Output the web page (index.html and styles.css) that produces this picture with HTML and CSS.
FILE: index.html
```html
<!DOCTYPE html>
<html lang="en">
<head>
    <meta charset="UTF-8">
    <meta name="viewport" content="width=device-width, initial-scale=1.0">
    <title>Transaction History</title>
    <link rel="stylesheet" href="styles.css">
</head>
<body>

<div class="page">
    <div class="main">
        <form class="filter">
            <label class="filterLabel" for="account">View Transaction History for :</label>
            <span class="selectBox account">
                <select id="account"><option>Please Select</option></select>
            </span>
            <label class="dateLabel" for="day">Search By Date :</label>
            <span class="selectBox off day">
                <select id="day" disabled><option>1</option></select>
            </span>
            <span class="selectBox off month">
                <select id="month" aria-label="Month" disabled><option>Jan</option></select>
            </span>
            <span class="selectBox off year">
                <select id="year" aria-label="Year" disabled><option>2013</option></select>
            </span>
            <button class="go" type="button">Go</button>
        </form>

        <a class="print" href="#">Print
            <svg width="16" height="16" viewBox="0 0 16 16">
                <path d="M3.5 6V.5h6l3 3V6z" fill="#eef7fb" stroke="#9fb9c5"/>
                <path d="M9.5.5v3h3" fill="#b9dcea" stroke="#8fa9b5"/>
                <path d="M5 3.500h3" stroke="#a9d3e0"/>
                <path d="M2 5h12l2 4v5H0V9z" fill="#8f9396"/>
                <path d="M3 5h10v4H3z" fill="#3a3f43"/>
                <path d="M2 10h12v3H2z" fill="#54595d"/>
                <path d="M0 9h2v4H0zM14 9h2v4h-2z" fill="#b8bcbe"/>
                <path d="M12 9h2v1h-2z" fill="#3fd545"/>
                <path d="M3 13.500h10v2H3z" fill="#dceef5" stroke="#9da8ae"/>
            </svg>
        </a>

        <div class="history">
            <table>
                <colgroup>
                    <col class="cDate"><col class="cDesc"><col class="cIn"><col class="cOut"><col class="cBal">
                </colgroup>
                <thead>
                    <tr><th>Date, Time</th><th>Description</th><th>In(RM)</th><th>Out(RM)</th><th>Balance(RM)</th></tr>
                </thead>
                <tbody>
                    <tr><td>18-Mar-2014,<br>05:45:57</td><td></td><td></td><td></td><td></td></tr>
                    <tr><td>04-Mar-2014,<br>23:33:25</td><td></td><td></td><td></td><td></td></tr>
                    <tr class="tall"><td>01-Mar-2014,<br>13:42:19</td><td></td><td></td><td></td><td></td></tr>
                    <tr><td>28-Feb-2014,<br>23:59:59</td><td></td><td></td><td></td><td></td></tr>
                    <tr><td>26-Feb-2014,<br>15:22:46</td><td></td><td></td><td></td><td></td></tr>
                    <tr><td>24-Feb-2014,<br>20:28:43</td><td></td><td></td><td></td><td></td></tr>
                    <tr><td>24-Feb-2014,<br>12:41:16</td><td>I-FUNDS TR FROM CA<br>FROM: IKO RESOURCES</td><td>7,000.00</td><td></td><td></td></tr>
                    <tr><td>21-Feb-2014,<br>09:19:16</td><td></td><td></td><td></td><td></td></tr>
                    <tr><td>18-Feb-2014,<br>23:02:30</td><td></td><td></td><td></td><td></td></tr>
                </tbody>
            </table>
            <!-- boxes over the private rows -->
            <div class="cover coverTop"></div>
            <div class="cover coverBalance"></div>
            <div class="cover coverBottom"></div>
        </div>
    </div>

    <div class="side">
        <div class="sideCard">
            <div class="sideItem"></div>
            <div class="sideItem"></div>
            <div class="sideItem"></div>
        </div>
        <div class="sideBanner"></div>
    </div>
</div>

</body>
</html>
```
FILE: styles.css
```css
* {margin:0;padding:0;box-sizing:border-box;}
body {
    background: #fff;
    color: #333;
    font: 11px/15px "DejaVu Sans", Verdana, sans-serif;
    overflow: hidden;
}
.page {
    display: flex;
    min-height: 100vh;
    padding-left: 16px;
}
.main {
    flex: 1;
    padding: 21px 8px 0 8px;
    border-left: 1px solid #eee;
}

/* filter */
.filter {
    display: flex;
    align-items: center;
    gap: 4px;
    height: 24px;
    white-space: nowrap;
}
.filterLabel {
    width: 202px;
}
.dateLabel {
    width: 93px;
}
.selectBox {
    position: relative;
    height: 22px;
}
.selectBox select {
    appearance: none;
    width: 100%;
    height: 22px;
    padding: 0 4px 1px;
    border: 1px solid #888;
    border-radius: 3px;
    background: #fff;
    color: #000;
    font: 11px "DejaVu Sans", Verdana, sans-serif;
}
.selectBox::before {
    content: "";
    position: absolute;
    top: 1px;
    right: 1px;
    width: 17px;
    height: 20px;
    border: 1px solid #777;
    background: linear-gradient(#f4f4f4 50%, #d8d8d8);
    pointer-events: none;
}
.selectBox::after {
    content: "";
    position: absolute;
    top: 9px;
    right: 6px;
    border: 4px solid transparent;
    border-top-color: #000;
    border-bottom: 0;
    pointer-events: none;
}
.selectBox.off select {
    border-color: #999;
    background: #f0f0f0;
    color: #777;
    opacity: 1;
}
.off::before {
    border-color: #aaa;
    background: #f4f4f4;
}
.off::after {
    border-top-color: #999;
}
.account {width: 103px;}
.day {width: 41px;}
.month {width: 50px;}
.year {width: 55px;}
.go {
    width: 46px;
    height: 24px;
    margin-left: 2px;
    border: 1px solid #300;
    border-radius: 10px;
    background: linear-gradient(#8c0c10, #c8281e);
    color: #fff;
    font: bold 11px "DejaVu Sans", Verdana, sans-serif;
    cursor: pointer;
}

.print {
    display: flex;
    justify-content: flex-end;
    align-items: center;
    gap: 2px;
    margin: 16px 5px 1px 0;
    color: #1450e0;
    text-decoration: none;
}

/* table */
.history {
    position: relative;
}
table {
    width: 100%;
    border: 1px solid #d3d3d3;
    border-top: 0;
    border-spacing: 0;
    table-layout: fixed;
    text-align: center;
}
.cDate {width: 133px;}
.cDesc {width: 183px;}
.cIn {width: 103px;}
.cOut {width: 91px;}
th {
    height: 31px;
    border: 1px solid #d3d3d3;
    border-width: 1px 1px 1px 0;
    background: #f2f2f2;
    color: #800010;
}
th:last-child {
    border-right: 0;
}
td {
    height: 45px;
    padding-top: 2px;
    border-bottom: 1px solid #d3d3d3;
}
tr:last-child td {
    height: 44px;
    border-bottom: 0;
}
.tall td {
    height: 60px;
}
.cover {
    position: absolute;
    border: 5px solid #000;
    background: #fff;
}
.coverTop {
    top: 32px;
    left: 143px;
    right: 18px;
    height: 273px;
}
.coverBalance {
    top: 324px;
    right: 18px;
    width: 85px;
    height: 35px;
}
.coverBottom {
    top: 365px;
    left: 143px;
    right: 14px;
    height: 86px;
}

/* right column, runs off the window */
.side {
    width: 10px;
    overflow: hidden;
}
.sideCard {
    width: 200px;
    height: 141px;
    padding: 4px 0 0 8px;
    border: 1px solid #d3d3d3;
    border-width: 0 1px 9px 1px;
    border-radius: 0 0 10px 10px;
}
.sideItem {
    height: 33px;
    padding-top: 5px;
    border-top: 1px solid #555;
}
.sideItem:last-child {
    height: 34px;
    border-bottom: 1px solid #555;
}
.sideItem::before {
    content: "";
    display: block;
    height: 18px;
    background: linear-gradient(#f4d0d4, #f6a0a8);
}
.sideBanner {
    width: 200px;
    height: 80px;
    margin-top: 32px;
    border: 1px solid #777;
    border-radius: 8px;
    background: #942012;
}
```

**Task directions:** Check each line above for the string "page" and show the ones that have it.

**Complete response:**
Output the web page (index.html and styles.css) that produces this picture with HTML and CSS.
<div class="page">
.page {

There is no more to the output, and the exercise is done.